Stated task: Extract all lines in the data that contain the word "this".
[start]
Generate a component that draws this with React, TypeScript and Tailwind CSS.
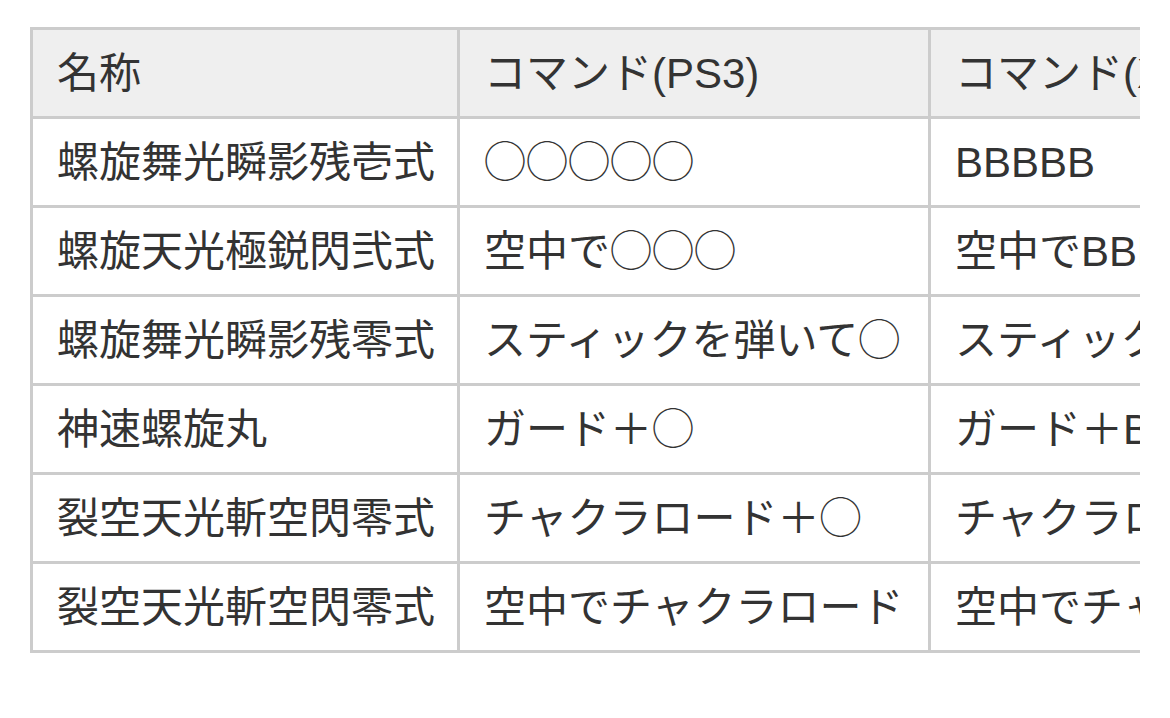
const rows: [string, string, string][] = [
  ["螺旋舞光瞬影残壱式", "◯◯◯◯◯", "BBBBB"],
  ["螺旋天光極鋭閃弐式", "空中で◯◯◯", "空中でBBB"],
  ["螺旋舞光瞬影残零式", "スティックを弾いて◯", "スティックを弾いてB"],
  ["神速螺旋丸", "ガード＋◯", "ガード＋B"],
  ["裂空天光斬空閃零式", "チャクラロード＋◯", "チャクラロード＋B"],
  ["裂空天光斬空閃零式", "空中でチャクラロード", "空中でチャクラロード"],
];

const cell = "h-[89px] border-[3px] border-[#cccccc] px-6 pt-[2px] text-left align-middle font-normal whitespace-nowrap";

export default function App() {
  return (
    <div className="min-h-[718px] bg-white pt-[27px] pl-[30px]">
      <div className="w-[1110px] overflow-hidden">
        <table
          className="table-fixed border-collapse text-[42px] leading-none text-[#333333]"
          style={{ fontFamily: '"Liberation Sans", "Noto Sans CJK JP", sans-serif', width: 1400 }}
        >
          <colgroup>
            <col className="w-[427px]" />
            <col className="w-[471px]" />
            <col className="w-[502px]" />
          </colgroup>
          <thead>
            <tr className="bg-[#efefef]">
              <th className={cell}>名称</th>
              <th className={cell}>コマンド(PS3)</th>
              <th className={cell}>コマンド(XBOX360)</th>
            </tr>
          </thead>
          <tbody>
            {rows.map((r, i) => (
              <tr key={i}>
                <td className={cell}>{r[0]}</td>
                <td className={cell}>{r[1]}</td>
                <td className={cell}>{r[2]}</td>
              </tr>
            ))}
          </tbody>
        </table>
      </div>
    </div>
  );
}
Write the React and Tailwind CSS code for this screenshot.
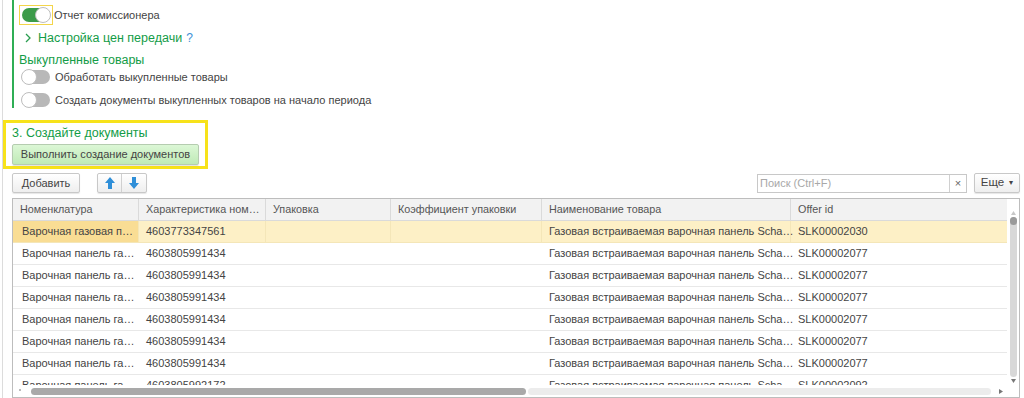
import React from "react";

const cols = [
  { t: "Номенклатура", w: 126 },
  { t: "Характеристика ном…", w: 127 },
  { t: "Упаковка", w: 125 },
  { t: "Коэффициент упаковки", w: 151 },
  { t: "Наименование товара", w: 249 },
  { t: "Offer id", w: 218 },
];

const rows = [
  ["Варочная газовая п…", "4603773347561", "", "", "Газовая встраиваемая варочная панель Scha…", "SLK00002030"],
  ["Варочная панель га…", "4603805991434", "", "", "Газовая встраиваемая варочная панель Scha…", "SLK00002077"],
  ["Варочная панель га…", "4603805991434", "", "", "Газовая встраиваемая варочная панель Scha…", "SLK00002077"],
  ["Варочная панель га…", "4603805991434", "", "", "Газовая встраиваемая варочная панель Scha…", "SLK00002077"],
  ["Варочная панель га…", "4603805991434", "", "", "Газовая встраиваемая варочная панель Scha…", "SLK00002077"],
  ["Варочная панель га…", "4603805991434", "", "", "Газовая встраиваемая варочная панель Scha…", "SLK00002077"],
  ["Варочная панель га…", "4603805991434", "", "", "Газовая встраиваемая варочная панель Scha…", "SLK00002077"],
  ["Варочная панель га…", "4603805992172", "", "", "Газовая встраиваемая варочная панель Scha…", "SLK00002092"],
];

function Toggle({ on }) {
  return on ? (
    <div className="relative w-[28px] h-[14px] rounded-full bg-[#3c9b4a]">
      <div className="absolute right-[-1px] top-[-1px] w-[16px] h-[16px] rounded-full bg-white border border-[#bdbdbd]" />
    </div>
  ) : (
    <div className="relative w-[28px] h-[14px] rounded-full bg-[#b8b8b8]">
      <div className="absolute left-[-1px] top-[-1px] w-[16px] h-[16px] rounded-full bg-white border border-[#bdbdbd]" />
    </div>
  );
}

function Arrow({ down }) {
  return (
    <svg width="10" height="12" viewBox="0 0 10 12">
      {down ? (
        <path d="M3 0h4v6h3l-5 6-5-6h3z" fill="#2f8fd8" />
      ) : (
        <path d="M3 12h4V6h3L5 0 0 6h3z" fill="#2f8fd8" />
      )}
    </svg>
  );
}

export default function App() {
  return (
    <div
      className="w-[1024px] h-[398px] bg-white overflow-hidden relative text-[#4d4d4d]"
      style={{ fontFamily: '"Liberation Sans", Arial, sans-serif' }}
    >
      {/* upper section with left lines */}
      <div className="flex h-[110px]">
        <div className="w-[1px] ml-[2px] bg-[#dcdcdc] h-[398px]" />
        <div className="w-[2px] ml-[9px] bg-[#2fae55] h-[108px]" />
        <div className="flex flex-col pl-[5px] pt-[5px]">
          <div className="flex items-center h-[20px]">
            <div className="flex items-center justify-center w-[34px] h-[20px] border border-[#f3d54a]">
              <Toggle on />
            </div>
            <span className="text-[11px] ml-[1px] text-[#444]">Отчет комиссионера</span>
          </div>
          <div className="flex items-center h-[26px] pl-[5px] mt-[1px]">
            <svg width="8" height="10" viewBox="0 0 8 10" className="mr-[6px]">
              <path d="M2 1l4 4-4 4" stroke="#2a9d50" strokeWidth="1.3" fill="none" />
            </svg>
            <span className="text-[12.5px] text-[#139c47]">Настройка цен передачи</span>
            <span className="text-[12px] text-[#3d8fd6] ml-[4px]">?</span>
          </div>
          <div className="text-[12.5px] text-[#139c47] h-[18px] leading-[18px]">Выкупленные товары</div>
          <div className="flex items-center h-[20px] pl-[3px] mt-[-1px]">
            <Toggle />
            <span className="text-[11px] ml-[5px] text-[#444]">Обработать выкупленные товары</span>
          </div>
          <div className="flex items-center h-[20px] pl-[3px] mt-[4px]">
            <Toggle />
            <span className="text-[11px] ml-[5px] text-[#444]">Создать документы выкупленных товаров на начало периода</span>
          </div>
        </div>
      </div>

      {/* yellow box */}
      <div className="ml-[3px] mt-[10px] w-[205px] h-[49px] border-[3px] border-[#f7e21a] px-[6px] pt-[2px]">
        <div className="text-[12.5px] text-[#139c47] leading-[16px]">3. Создайте документы</div>
        <div className="mt-[3px] w-[187px] h-[21px] rounded-[2px] border border-[#b5ccb0] bg-gradient-to-b from-[#dcf7d6] to-[#bfeab6] flex items-center justify-center text-[11px] text-[#444] shadow-[0_1px_1px_rgba(0,0,0,0.12)]">
          Выполнить создание документов
        </div>
      </div>

      {/* command bar */}
      <div className="flex items-center mt-[3px] h-[22px] pl-[12px] pr-[4px]">
        <div className="h-[20px] w-[68px] rounded-[2px] border border-[#c8c8c8] bg-gradient-to-b from-white to-[#eeeeee] flex items-center justify-center text-[11px] text-[#444] shadow-[0_1px_1px_rgba(0,0,0,0.1)]">
          Добавить
        </div>
        <div className="ml-[17px] h-[20px] flex rounded-[2px] border border-[#c8c8c8] bg-gradient-to-b from-white to-[#eeeeee] shadow-[0_1px_1px_rgba(0,0,0,0.1)]">
          <div className="w-[24px] flex items-center justify-center border-r border-[#d0d0d0]">
            <Arrow />
          </div>
          <div className="w-[24px] flex items-center justify-center">
            <Arrow down />
          </div>
        </div>
        <div className="flex-1" />
        <div className="h-[19px] w-[210px] flex border border-[#c8c8c8] bg-white">
          <div className="flex-1 text-[11px] text-[#a8a8a8] pl-[2px] leading-[17px]">Поиск (Ctrl+F)</div>
          <div className="w-[17px] border-l border-[#d0d0d0] flex items-center justify-center text-[11px] text-[#666] leading-none">×</div>
        </div>
        <div className="ml-[7px] h-[20px] w-[46px] rounded-[2px] border border-[#c8c8c8] bg-gradient-to-b from-white to-[#eeeeee] flex items-center justify-center text-[11.5px] text-[#444] shadow-[0_1px_1px_rgba(0,0,0,0.1)]">
          Еще <span className="ml-[5px] text-[8px]">▾</span>
        </div>
      </div>

      {/* table */}
      <div className="ml-[12px] mt-[4px] w-[1008px] h-[200px] border border-[#bdbdbd] flex">
        <div className="flex-1 flex flex-col min-w-0">
          <div className="flex h-[22px] bg-[#f2f2f2] border-b border-[#dadada] shrink-0">
            {cols.map((c, i) => (
              <div
                key={i}
                style={{ width: c.w }}
                className="shrink-0 border-r border-[#dadada] pl-[7px] text-[10.8px] leading-[21px] text-[#555] whitespace-nowrap overflow-hidden"
              >
                {c.t}
              </div>
            ))}
          </div>
          <div className="flex-1 overflow-hidden">
            {rows.map((r, ri) => (
              <div
                key={ri}
                className={`flex h-[22px] border-b ${ri === 0 ? "bg-[#fdf0c6] border-[#f4e6b8]" : "bg-white border-[#e8e8e8]"}`}
              >
                {r.map((cell, ci) => (
                  <div
                    key={ci}
                    style={{ width: cols[ci].w }}
                    className={`shrink-0 text-[11px] leading-[21px] text-[#444] whitespace-nowrap ${ci === 0 ? "pl-[9px]" : "pl-[7px]"} ${ri === 0 && ci === 0 ? "bg-[#f9dd94]" : ""} ${ri === 0 ? "border-r border-[#f4e6b8]" : ""}`}
                  >
                    {cell}
                  </div>
                ))}
              </div>
            ))}
          </div>
          <div className="h-[12px] shrink-0 bg-white flex items-center relative">
            <div className="absolute left-[6px] top-[4px] w-[2px] h-[2px] bg-[#bbb]" />
            <div className="ml-[18px] w-[495px] h-[7px] rounded-full bg-[#a9a9a9]" />
            <div className="ml-[2px] flex-1 h-[7px] rounded-full bg-[#ececec] mr-[16px]" />
            <svg width="4" height="5" viewBox="0 0 4 5" className="absolute right-[4px] top-[4px]">
              <path d="M0 0l4 2.5L0 5z" fill="#777" />
            </svg>
          </div>
        </div>
        <div className="w-[12px] flex flex-col items-center pt-[3px] bg-white">
          <svg width="5" height="4" viewBox="0 0 5 4" className="mb-[2px] mt-[9px]">
            <path d="M0 4l2.5-4L5 4z" fill="#c8c8c8" />
          </svg>
          <div className="w-[7px] h-[160px] rounded-full bg-[#d8d8d8] relative">
            <div className="absolute top-0 left-0 w-[7px] h-[8px] rounded-full bg-[#9a9a9a]" />
          </div>
          <svg width="5" height="4" viewBox="0 0 5 4" className="mt-[2px]">
            <path d="M0 0l2.5 4L5 0z" fill="#777" />
          </svg>
        </div>
      </div>
    </div>
  );
}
[end]
Result:
Generate a component that draws this with React, TypeScript and Tailwind CSS.
Write the React and Tailwind CSS code for this screenshot.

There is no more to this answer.